__Task statement__: Select every line containing the word "screenshot" from the material, and copy those lines.

__Supplied material__:
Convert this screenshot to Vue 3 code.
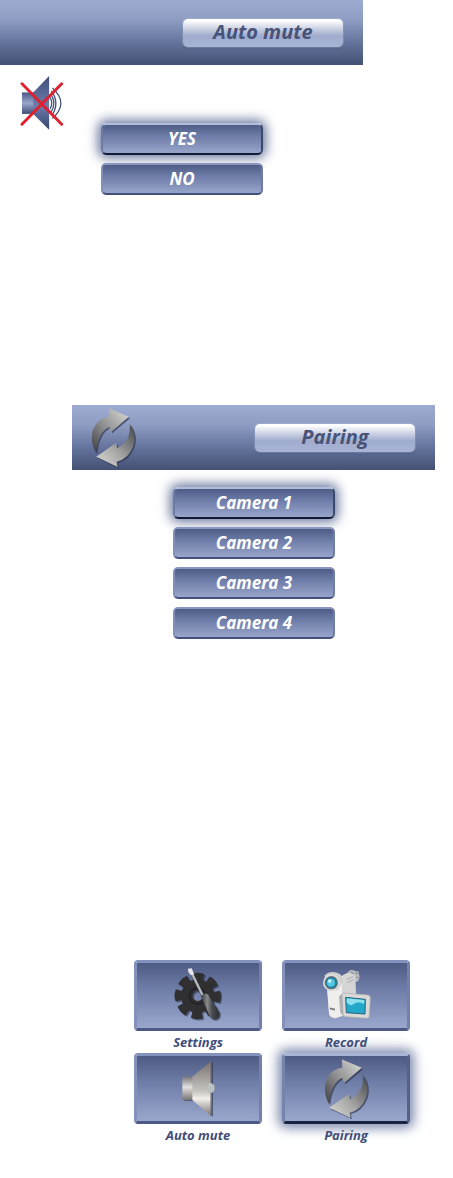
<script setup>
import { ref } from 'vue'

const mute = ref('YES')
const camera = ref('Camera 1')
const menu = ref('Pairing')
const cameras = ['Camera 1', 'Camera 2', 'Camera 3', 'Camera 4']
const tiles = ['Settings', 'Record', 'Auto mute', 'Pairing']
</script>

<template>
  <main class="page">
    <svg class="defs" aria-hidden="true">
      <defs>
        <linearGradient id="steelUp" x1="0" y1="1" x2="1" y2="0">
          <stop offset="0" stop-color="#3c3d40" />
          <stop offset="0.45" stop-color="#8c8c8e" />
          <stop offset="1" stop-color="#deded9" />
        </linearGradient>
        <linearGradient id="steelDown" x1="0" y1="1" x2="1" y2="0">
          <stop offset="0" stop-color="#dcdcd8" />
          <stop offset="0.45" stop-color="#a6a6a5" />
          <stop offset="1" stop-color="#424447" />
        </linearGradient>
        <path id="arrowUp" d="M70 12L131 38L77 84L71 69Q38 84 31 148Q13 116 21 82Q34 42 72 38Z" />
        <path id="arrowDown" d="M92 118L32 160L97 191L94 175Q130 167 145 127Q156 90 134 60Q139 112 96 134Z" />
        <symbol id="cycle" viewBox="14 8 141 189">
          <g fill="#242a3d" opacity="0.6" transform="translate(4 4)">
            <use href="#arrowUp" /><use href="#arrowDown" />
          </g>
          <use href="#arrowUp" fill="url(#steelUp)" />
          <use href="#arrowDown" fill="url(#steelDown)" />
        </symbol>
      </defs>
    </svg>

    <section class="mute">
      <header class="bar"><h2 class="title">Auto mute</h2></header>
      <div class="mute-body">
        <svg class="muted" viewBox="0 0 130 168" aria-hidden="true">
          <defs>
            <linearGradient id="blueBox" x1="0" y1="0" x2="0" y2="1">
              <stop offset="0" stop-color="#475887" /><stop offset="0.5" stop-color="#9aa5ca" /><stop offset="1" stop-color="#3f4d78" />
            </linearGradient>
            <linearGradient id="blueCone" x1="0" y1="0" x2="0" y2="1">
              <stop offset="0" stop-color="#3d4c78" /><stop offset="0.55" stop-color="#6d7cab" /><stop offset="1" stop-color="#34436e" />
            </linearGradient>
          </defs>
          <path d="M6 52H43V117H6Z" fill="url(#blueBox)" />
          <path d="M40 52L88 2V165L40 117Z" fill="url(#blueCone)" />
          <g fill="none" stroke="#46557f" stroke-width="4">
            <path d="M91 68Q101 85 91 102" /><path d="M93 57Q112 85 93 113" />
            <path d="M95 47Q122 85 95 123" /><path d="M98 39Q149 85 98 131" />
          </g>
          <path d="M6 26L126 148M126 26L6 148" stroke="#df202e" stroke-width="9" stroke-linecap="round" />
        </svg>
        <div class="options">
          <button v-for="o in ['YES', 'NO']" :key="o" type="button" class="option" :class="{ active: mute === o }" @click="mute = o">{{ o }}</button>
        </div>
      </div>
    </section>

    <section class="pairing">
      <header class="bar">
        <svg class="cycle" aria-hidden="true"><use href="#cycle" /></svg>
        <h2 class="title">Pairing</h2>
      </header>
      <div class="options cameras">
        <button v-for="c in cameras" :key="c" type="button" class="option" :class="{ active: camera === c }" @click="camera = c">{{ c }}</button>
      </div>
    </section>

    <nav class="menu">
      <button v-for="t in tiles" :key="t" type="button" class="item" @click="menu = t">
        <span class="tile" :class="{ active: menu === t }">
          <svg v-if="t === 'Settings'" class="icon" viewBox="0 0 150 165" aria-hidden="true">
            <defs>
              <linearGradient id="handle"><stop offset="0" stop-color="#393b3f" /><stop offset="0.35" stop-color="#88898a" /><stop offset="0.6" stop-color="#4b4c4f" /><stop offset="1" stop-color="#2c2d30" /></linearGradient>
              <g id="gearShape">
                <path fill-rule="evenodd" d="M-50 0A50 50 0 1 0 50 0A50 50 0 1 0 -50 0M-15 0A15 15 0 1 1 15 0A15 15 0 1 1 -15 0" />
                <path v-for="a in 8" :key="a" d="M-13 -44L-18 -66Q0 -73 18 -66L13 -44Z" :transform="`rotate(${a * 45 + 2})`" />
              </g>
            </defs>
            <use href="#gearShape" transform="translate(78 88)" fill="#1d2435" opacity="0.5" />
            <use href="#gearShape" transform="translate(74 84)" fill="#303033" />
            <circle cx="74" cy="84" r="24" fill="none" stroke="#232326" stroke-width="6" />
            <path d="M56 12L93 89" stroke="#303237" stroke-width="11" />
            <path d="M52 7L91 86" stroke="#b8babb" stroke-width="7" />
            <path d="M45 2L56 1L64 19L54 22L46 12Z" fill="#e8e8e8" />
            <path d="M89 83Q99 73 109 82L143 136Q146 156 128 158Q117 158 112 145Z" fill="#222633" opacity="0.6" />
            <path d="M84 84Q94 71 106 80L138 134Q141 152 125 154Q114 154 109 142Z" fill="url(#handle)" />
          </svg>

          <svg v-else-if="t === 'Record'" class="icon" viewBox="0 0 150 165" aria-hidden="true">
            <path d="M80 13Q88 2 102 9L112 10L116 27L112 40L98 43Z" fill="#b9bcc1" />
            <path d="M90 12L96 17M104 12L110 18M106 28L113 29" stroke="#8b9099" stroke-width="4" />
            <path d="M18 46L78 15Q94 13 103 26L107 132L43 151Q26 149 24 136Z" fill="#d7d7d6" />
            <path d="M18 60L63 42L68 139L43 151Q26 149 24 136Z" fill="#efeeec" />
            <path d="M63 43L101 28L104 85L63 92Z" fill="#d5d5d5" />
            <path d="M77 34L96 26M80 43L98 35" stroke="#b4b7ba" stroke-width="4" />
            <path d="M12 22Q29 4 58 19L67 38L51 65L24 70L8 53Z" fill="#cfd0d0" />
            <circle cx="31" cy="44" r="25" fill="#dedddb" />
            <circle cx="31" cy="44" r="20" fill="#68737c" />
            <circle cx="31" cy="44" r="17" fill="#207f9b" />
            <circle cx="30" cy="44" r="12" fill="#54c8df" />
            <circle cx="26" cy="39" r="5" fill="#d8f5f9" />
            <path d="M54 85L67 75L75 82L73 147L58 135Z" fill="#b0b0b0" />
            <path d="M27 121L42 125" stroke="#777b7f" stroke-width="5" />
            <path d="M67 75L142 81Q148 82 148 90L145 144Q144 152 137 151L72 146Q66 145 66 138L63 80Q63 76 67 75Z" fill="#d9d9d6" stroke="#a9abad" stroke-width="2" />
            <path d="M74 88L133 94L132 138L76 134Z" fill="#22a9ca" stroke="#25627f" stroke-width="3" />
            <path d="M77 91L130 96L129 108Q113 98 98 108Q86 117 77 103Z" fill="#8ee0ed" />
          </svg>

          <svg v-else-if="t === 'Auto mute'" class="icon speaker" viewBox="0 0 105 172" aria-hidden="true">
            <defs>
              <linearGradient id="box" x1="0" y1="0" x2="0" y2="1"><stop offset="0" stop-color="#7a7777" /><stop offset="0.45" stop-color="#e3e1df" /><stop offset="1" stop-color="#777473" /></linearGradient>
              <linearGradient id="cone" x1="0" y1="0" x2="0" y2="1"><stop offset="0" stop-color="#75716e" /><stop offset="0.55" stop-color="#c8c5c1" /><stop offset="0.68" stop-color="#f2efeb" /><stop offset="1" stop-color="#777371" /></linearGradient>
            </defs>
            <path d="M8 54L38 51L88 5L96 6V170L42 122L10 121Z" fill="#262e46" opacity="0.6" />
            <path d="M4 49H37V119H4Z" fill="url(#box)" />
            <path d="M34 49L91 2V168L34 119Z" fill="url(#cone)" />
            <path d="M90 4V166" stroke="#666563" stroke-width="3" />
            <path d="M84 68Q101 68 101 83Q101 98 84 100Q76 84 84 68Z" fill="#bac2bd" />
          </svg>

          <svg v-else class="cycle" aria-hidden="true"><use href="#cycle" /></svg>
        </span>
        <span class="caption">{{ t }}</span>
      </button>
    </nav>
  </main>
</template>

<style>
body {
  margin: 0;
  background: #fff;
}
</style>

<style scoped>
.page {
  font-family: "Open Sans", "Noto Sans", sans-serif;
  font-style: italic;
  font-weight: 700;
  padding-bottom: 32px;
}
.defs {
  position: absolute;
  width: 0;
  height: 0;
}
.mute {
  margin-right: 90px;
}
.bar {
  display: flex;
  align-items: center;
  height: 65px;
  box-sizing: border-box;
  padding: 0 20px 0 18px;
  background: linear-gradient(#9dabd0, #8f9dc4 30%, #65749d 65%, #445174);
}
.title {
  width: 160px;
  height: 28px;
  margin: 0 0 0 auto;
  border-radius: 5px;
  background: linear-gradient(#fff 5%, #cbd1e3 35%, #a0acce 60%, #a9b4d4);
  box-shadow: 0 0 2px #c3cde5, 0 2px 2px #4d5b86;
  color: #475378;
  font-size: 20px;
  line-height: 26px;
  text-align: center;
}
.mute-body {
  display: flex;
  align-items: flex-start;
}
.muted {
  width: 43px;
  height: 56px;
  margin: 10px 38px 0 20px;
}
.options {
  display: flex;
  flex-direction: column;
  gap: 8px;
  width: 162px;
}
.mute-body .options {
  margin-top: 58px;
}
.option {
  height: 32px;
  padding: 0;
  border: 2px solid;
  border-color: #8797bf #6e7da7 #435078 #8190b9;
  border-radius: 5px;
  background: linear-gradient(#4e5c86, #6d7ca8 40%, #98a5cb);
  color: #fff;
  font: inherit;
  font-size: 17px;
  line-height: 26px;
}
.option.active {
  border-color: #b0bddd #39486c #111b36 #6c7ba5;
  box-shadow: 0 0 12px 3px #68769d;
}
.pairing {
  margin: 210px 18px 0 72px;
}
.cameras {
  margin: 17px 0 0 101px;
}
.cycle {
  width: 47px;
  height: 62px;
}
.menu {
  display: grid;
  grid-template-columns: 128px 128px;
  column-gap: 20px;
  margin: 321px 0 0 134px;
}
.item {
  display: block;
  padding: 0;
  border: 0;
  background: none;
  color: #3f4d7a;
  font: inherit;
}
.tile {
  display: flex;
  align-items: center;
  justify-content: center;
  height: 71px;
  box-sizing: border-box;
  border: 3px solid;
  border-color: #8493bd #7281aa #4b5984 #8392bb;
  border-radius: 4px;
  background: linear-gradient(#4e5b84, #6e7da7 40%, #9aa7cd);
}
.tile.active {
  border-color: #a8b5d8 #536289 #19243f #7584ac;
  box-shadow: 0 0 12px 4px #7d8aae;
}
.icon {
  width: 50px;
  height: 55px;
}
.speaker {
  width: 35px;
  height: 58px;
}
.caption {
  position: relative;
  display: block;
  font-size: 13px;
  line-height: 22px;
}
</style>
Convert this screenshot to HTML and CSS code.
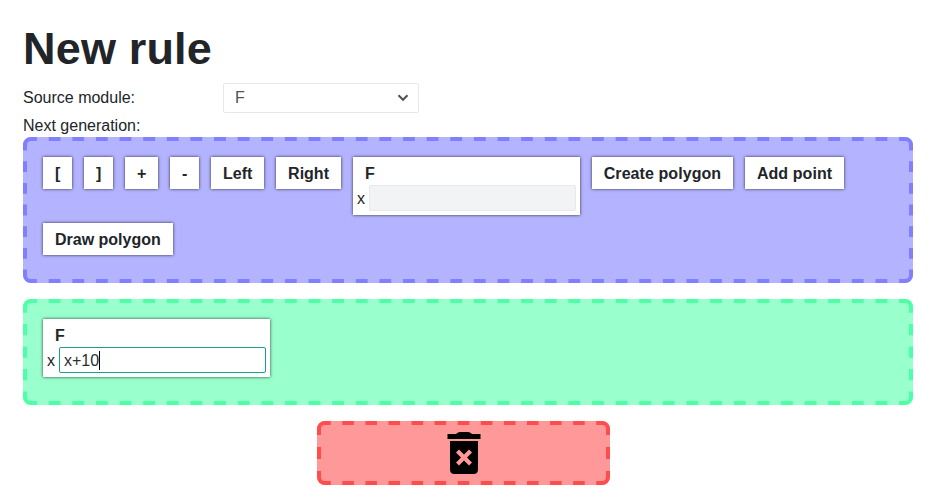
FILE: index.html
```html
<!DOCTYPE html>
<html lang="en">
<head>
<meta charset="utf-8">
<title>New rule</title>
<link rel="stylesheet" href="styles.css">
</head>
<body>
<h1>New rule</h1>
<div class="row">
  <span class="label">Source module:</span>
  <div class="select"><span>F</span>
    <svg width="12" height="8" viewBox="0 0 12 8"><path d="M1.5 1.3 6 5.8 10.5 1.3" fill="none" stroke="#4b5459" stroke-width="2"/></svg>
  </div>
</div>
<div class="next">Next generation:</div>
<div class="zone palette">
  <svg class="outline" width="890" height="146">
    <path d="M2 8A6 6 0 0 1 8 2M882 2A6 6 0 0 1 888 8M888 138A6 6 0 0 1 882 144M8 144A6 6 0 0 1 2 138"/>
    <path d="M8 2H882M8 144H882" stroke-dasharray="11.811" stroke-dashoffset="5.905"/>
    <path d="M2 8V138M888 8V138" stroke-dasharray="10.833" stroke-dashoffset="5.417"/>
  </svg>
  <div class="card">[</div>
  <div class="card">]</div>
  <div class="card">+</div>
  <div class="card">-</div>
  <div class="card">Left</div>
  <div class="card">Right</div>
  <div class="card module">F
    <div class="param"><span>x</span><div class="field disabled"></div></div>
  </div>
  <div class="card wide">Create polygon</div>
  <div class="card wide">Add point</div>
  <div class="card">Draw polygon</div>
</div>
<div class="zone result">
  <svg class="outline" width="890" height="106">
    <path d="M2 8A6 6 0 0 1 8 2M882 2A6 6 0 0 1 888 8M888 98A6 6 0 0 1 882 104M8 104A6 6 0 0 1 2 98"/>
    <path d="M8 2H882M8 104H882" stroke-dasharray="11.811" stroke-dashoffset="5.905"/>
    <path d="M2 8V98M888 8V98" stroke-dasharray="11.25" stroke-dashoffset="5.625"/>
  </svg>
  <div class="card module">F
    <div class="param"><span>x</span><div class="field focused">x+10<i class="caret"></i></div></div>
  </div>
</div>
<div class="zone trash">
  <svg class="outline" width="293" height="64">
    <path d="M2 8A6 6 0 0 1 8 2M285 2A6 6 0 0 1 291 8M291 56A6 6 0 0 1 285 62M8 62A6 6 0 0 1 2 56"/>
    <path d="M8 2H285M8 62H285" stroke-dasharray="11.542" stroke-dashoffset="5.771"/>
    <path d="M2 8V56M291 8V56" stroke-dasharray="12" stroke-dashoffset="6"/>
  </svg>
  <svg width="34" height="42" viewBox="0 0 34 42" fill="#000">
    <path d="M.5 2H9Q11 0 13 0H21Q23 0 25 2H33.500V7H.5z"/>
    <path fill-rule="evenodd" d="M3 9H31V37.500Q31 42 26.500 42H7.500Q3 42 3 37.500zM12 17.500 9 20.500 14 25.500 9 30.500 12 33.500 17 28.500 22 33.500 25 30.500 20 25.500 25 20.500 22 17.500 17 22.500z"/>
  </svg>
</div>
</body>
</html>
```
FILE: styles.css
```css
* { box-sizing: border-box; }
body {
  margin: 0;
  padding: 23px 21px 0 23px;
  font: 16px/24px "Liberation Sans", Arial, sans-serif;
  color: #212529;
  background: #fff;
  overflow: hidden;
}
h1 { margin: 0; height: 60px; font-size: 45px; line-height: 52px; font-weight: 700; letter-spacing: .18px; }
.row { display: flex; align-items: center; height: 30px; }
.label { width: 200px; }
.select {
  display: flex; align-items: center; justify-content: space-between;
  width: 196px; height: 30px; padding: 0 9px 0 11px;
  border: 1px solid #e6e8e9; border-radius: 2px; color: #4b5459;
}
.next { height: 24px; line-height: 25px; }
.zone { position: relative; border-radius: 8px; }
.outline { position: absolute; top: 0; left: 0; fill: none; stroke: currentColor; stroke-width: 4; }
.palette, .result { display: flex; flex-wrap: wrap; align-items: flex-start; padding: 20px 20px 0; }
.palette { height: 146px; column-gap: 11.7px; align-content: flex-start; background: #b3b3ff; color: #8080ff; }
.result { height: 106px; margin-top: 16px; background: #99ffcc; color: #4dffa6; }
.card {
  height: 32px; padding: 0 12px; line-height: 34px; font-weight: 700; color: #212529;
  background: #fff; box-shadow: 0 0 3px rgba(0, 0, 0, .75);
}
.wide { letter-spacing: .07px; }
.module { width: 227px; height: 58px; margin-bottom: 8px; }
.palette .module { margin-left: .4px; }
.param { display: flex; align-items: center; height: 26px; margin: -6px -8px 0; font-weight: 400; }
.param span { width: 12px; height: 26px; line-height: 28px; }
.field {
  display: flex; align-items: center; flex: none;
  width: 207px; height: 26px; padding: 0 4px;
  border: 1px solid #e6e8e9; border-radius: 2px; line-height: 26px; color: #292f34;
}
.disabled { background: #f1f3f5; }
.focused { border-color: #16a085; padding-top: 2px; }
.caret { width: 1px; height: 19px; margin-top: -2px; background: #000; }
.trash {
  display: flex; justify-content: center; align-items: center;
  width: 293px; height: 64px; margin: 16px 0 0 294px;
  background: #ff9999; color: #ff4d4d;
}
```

__Answer for this exercise__:
Convert this screenshot to Vue 3 code.
Convert this screenshot to HTML and CSS code.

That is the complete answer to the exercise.